Given instruction:
Filter the lines below, copying only those with the string "components".

Given data:
────────────────────
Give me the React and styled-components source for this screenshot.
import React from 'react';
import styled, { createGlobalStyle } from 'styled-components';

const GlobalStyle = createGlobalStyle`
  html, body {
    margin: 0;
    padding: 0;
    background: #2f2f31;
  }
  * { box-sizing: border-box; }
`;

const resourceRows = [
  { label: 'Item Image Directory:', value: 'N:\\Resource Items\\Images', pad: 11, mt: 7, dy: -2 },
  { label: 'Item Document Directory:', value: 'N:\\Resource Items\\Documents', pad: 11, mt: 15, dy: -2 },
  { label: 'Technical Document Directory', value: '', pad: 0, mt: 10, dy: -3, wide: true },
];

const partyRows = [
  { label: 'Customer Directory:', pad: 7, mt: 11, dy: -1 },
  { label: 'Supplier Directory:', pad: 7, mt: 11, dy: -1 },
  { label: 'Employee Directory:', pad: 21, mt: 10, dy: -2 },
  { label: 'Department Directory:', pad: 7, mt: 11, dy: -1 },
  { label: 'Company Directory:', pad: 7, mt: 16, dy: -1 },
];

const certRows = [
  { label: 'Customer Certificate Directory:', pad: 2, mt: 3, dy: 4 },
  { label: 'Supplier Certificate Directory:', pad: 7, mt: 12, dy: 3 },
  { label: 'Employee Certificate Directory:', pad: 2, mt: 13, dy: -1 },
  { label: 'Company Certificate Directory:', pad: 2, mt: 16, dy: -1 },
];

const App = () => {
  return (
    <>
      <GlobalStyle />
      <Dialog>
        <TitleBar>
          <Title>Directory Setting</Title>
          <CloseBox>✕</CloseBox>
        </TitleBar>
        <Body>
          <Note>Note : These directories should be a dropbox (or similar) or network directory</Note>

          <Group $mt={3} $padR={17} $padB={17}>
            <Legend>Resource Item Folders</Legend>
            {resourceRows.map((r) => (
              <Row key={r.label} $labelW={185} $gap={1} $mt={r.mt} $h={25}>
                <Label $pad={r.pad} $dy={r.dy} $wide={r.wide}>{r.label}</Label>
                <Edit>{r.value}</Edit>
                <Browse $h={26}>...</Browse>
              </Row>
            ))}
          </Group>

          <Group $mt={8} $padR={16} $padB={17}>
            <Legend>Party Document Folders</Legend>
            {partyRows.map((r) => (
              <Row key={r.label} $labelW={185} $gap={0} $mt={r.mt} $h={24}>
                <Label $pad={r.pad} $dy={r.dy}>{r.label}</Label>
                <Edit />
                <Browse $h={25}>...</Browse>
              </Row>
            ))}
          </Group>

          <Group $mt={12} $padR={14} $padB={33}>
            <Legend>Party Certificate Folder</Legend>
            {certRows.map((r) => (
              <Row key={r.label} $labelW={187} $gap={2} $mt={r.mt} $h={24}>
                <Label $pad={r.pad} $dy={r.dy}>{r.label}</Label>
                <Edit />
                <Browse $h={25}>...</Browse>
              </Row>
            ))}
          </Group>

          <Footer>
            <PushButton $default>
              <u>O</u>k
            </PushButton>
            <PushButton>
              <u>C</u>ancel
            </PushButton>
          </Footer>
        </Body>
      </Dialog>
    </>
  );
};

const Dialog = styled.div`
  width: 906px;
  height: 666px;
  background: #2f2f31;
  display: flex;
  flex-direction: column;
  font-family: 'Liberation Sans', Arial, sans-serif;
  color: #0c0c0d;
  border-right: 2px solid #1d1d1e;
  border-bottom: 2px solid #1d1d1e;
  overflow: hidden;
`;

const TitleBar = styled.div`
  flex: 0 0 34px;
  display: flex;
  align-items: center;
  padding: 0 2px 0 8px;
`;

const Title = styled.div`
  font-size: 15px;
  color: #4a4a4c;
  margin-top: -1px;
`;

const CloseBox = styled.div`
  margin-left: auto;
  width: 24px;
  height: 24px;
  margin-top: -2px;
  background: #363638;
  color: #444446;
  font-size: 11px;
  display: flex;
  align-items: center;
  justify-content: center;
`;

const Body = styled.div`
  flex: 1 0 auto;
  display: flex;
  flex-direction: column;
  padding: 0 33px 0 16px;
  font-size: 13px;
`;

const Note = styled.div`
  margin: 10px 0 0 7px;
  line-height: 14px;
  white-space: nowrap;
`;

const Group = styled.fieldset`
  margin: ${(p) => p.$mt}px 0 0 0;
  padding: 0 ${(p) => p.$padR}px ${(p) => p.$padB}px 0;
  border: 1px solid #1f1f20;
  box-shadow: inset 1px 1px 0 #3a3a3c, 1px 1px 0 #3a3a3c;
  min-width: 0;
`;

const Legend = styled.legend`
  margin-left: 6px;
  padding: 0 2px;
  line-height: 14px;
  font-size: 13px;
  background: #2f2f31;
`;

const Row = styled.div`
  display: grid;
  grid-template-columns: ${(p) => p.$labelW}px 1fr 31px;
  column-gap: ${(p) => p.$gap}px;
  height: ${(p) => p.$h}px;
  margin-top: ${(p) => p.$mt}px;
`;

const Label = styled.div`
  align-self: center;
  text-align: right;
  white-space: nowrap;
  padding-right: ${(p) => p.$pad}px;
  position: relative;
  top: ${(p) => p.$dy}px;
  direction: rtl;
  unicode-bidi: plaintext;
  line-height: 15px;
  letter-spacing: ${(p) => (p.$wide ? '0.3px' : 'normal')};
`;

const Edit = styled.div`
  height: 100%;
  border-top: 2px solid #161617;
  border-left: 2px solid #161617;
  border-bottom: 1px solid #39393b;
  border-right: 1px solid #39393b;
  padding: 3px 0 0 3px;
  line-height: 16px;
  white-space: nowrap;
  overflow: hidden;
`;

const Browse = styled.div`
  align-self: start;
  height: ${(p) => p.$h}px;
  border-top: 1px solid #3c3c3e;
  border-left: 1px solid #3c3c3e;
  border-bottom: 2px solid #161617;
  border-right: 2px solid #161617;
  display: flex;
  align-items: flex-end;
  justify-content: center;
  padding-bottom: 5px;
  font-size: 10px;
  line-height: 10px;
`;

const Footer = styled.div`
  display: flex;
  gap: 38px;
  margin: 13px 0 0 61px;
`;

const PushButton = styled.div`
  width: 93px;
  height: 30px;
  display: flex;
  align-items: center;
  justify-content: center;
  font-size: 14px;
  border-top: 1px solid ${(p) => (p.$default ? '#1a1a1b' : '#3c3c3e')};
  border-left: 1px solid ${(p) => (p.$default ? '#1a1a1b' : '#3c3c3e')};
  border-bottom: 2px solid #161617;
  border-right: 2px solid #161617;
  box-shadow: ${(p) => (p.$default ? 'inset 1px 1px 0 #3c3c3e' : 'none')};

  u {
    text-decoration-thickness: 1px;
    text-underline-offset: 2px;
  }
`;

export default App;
────────────────────
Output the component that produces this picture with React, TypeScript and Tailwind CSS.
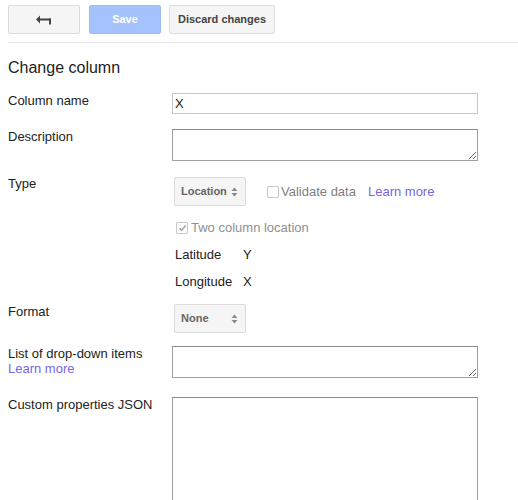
────────────────────
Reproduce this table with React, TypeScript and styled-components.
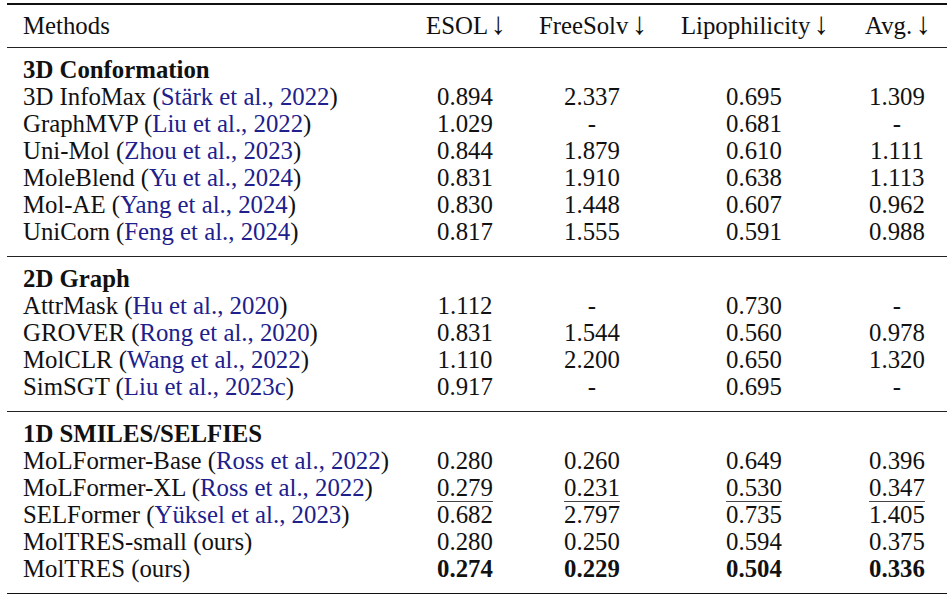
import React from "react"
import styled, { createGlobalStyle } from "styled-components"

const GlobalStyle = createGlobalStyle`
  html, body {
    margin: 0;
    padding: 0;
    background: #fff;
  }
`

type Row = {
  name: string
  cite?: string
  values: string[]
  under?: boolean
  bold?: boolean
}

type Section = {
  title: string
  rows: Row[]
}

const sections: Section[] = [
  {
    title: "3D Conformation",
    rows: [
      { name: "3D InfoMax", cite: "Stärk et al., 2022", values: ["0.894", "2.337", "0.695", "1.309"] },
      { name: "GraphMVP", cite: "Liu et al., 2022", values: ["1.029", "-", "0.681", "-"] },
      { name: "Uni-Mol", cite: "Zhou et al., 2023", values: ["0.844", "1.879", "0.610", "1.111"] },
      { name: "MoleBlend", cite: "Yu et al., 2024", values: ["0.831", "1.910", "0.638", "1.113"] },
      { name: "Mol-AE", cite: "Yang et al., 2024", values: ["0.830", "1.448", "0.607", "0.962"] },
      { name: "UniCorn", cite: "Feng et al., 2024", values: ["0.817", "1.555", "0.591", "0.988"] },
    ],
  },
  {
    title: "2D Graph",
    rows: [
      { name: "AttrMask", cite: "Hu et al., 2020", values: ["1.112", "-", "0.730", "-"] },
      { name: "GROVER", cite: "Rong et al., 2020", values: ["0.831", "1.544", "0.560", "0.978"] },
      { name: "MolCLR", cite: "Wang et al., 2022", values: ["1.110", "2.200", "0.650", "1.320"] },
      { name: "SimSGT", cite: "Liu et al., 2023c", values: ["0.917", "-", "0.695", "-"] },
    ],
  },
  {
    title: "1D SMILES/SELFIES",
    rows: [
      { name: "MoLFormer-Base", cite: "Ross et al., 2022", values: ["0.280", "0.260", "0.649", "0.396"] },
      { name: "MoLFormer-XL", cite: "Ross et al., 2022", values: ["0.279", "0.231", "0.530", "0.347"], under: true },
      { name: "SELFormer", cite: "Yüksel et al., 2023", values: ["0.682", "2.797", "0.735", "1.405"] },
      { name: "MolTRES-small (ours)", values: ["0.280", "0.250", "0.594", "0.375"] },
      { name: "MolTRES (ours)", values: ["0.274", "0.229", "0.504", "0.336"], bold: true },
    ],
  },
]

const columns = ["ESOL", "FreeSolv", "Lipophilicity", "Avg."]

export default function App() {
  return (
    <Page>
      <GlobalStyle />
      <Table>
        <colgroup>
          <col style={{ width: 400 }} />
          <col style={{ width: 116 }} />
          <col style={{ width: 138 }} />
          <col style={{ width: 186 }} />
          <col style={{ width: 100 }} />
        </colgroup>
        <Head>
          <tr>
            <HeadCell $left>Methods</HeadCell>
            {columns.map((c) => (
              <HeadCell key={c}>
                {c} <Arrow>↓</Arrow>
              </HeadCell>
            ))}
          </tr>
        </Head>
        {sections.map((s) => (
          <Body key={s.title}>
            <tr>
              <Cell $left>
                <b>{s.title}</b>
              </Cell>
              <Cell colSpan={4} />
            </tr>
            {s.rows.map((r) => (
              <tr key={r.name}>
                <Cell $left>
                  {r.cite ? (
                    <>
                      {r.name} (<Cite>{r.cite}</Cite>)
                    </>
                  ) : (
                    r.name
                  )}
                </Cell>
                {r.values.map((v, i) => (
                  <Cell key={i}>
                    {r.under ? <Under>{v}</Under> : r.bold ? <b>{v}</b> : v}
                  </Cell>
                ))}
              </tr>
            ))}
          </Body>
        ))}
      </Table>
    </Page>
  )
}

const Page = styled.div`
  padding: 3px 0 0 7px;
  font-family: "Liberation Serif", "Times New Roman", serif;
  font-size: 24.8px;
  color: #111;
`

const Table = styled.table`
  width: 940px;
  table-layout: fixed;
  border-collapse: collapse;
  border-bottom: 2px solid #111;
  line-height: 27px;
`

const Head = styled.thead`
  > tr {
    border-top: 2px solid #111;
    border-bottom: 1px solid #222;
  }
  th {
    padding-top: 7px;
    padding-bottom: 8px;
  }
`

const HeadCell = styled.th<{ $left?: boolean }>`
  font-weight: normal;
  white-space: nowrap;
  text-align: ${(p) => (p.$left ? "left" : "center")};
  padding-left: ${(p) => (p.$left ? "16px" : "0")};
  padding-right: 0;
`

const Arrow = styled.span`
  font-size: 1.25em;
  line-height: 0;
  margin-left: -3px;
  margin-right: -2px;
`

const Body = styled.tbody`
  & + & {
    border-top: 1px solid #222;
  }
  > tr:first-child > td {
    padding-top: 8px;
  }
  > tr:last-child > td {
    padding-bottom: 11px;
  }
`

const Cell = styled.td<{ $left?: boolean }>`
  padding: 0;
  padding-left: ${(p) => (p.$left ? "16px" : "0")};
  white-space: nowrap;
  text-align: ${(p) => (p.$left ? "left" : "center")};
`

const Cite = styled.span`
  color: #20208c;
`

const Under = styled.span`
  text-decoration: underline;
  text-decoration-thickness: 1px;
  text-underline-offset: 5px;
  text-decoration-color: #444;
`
────────────────────
Expected answer:
Give me the React and styled-components source for this screenshot.
import styled, { createGlobalStyle } from 'styled-components';
Reproduce this table with React, TypeScript and styled-components.
import styled, { createGlobalStyle } from "styled-components"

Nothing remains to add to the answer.